Start

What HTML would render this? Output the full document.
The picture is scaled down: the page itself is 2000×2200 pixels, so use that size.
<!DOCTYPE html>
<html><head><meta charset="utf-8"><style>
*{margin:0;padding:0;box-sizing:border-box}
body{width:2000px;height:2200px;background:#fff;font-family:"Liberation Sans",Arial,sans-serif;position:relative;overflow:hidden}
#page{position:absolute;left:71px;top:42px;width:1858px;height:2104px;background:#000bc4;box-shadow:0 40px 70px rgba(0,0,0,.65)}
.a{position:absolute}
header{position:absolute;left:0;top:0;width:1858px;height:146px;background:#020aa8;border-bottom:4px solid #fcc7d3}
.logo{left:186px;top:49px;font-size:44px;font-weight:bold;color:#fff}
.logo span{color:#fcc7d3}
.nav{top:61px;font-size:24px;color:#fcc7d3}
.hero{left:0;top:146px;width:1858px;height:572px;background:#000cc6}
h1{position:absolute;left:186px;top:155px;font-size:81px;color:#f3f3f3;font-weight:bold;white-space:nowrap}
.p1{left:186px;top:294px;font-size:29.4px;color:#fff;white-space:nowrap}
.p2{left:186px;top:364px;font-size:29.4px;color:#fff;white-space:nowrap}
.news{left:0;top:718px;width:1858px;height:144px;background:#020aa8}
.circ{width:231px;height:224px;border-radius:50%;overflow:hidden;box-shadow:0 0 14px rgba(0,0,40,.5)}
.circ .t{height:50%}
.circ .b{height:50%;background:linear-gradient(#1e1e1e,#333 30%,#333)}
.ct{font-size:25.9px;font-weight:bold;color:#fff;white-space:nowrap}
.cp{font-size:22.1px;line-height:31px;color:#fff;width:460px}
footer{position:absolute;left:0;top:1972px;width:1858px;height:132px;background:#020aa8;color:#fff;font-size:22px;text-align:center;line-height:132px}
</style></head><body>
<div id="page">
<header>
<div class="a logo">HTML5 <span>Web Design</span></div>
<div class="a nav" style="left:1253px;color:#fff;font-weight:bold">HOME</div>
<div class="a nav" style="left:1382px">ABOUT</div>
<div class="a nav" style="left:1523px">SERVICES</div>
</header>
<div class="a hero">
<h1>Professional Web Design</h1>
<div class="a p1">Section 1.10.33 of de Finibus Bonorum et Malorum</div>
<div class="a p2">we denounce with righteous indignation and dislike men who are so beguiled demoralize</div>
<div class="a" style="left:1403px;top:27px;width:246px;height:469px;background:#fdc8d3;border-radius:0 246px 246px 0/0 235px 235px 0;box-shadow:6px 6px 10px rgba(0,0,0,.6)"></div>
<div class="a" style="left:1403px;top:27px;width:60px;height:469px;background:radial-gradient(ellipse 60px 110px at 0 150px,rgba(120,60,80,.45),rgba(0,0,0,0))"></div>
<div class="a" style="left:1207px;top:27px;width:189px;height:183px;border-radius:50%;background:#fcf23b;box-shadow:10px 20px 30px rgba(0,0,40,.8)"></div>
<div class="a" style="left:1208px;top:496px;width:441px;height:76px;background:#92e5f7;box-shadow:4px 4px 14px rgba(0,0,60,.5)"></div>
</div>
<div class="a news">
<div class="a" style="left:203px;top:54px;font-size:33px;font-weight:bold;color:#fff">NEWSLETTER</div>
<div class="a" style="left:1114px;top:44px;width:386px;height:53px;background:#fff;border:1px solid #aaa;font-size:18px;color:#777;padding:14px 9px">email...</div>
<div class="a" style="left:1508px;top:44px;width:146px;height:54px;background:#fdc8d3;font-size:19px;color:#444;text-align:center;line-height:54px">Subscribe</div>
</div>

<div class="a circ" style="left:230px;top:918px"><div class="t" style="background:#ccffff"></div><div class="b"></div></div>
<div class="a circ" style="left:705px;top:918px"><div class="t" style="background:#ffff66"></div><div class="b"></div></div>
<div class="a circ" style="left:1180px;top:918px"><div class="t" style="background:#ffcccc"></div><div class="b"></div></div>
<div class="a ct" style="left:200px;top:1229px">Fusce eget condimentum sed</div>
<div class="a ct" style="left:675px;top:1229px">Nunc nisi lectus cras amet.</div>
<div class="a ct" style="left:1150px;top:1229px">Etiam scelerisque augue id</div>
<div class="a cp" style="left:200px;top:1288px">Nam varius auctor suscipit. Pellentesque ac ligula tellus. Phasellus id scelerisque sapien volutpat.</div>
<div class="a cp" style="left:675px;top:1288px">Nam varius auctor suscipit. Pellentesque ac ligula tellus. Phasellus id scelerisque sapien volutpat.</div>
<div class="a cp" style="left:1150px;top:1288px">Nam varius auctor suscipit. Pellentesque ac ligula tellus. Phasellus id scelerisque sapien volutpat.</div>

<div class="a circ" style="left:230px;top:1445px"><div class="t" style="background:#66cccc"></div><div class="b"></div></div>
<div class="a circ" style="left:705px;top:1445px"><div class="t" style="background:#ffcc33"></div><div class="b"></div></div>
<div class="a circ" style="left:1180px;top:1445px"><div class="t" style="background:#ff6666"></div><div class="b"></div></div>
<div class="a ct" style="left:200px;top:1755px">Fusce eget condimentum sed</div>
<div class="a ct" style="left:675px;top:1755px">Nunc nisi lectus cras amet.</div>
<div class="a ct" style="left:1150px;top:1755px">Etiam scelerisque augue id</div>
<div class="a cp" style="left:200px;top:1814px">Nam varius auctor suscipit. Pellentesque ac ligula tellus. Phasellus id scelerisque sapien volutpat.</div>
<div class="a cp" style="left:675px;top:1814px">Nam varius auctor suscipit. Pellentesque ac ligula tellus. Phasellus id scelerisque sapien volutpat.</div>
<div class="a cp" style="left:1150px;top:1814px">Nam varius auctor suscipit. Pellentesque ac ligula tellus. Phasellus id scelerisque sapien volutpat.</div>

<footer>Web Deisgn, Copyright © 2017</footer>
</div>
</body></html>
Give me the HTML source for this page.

End

Restate each record word for word.

> _Response below_
What HTML would render this? Output the full document.
The picture is scaled down: the page itself is 2000×2200 pixels, so use that size.
<!DOCTYPE html>
<html><head><meta charset="utf-8"><style>
*{margin:0;padding:0;box-sizing:border-box}
body{width:2000px;height:2200px;background:#fff;font-family:"Liberation Sans",Arial,sans-serif;position:relative;overflow:hidden}
#page{position:absolute;left:71px;top:42px;width:1858px;height:2104px;background:#000bc4;box-shadow:0 40px 70px rgba(0,0,0,.65)}
.a{position:absolute}
header{position:absolute;left:0;top:0;width:1858px;height:146px;background:#020aa8;border-bottom:4px solid #fcc7d3}
.logo{left:186px;top:49px;font-size:44px;font-weight:bold;color:#fff}
.logo span{color:#fcc7d3}
.nav{top:61px;font-size:24px;color:#fcc7d3}
.hero{left:0;top:146px;width:1858px;height:572px;background:#000cc6}
h1{position:absolute;left:186px;top:155px;font-size:81px;color:#f3f3f3;font-weight:bold;white-space:nowrap}
.p1{left:186px;top:294px;font-size:29.4px;color:#fff;white-space:nowrap}
.p2{left:186px;top:364px;font-size:29.4px;color:#fff;white-space:nowrap}
.news{left:0;top:718px;width:1858px;height:144px;background:#020aa8}
.circ{width:231px;height:224px;border-radius:50%;overflow:hidden;box-shadow:0 0 14px rgba(0,0,40,.5)}
.circ .t{height:50%}
.circ .b{height:50%;background:linear-gradient(#1e1e1e,#333 30%,#333)}
.ct{font-size:25.9px;font-weight:bold;color:#fff;white-space:nowrap}
.cp{font-size:22.1px;line-height:31px;color:#fff;width:460px}
footer{position:absolute;left:0;top:1972px;width:1858px;height:132px;background:#020aa8;color:#fff;font-size:22px;text-align:center;line-height:132px}
</style></head><body>
<div id="page">
<header>
<div class="a logo">HTML5 <span>Web Design</span></div>
<div class="a nav" style="left:1253px;color:#fff;font-weight:bold">HOME</div>
<div class="a nav" style="left:1382px">ABOUT</div>
<div class="a nav" style="left:1523px">SERVICES</div>
</header>
<div class="a hero">
<h1>Professional Web Design</h1>
<div class="a p1">Section 1.10.33 of de Finibus Bonorum et Malorum</div>
<div class="a p2">we denounce with righteous indignation and dislike men who are so beguiled demoralize</div>
<div class="a" style="left:1403px;top:27px;width:246px;height:469px;background:#fdc8d3;border-radius:0 246px 246px 0/0 235px 235px 0;box-shadow:6px 6px 10px rgba(0,0,0,.6)"></div>
<div class="a" style="left:1403px;top:27px;width:60px;height:469px;background:radial-gradient(ellipse 60px 110px at 0 150px,rgba(120,60,80,.45),rgba(0,0,0,0))"></div>
<div class="a" style="left:1207px;top:27px;width:189px;height:183px;border-radius:50%;background:#fcf23b;box-shadow:10px 20px 30px rgba(0,0,40,.8)"></div>
<div class="a" style="left:1208px;top:496px;width:441px;height:76px;background:#92e5f7;box-shadow:4px 4px 14px rgba(0,0,60,.5)"></div>
</div>
<div class="a news">
<div class="a" style="left:203px;top:54px;font-size:33px;font-weight:bold;color:#fff">NEWSLETTER</div>
<div class="a" style="left:1114px;top:44px;width:386px;height:53px;background:#fff;border:1px solid #aaa;font-size:18px;color:#777;padding:14px 9px">email...</div>
<div class="a" style="left:1508px;top:44px;width:146px;height:54px;background:#fdc8d3;font-size:19px;color:#444;text-align:center;line-height:54px">Subscribe</div>
</div>

<div class="a circ" style="left:230px;top:918px"><div class="t" style="background:#ccffff"></div><div class="b"></div></div>
<div class="a circ" style="left:705px;top:918px"><div class="t" style="background:#ffff66"></div><div class="b"></div></div>
<div class="a circ" style="left:1180px;top:918px"><div class="t" style="background:#ffcccc"></div><div class="b"></div></div>
<div class="a ct" style="left:200px;top:1229px">Fusce eget condimentum sed</div>
<div class="a ct" style="left:675px;top:1229px">Nunc nisi lectus cras amet.</div>
<div class="a ct" style="left:1150px;top:1229px">Etiam scelerisque augue id</div>
<div class="a cp" style="left:200px;top:1288px">Nam varius auctor suscipit. Pellentesque ac ligula tellus. Phasellus id scelerisque sapien volutpat.</div>
<div class="a cp" style="left:675px;top:1288px">Nam varius auctor suscipit. Pellentesque ac ligula tellus. Phasellus id scelerisque sapien volutpat.</div>
<div class="a cp" style="left:1150px;top:1288px">Nam varius auctor suscipit. Pellentesque ac ligula tellus. Phasellus id scelerisque sapien volutpat.</div>

<div class="a circ" style="left:230px;top:1445px"><div class="t" style="background:#66cccc"></div><div class="b"></div></div>
<div class="a circ" style="left:705px;top:1445px"><div class="t" style="background:#ffcc33"></div><div class="b"></div></div>
<div class="a circ" style="left:1180px;top:1445px"><div class="t" style="background:#ff6666"></div><div class="b"></div></div>
<div class="a ct" style="left:200px;top:1755px">Fusce eget condimentum sed</div>
<div class="a ct" style="left:675px;top:1755px">Nunc nisi lectus cras amet.</div>
<div class="a ct" style="left:1150px;top:1755px">Etiam scelerisque augue id</div>
<div class="a cp" style="left:200px;top:1814px">Nam varius auctor suscipit. Pellentesque ac ligula tellus. Phasellus id scelerisque sapien volutpat.</div>
<div class="a cp" style="left:675px;top:1814px">Nam varius auctor suscipit. Pellentesque ac ligula tellus. Phasellus id scelerisque sapien volutpat.</div>
<div class="a cp" style="left:1150px;top:1814px">Nam varius auctor suscipit. Pellentesque ac ligula tellus. Phasellus id scelerisque sapien volutpat.</div>

<footer>Web Deisgn, Copyright © 2017</footer>
</div>
</body></html>
Give me the HTML source for this page.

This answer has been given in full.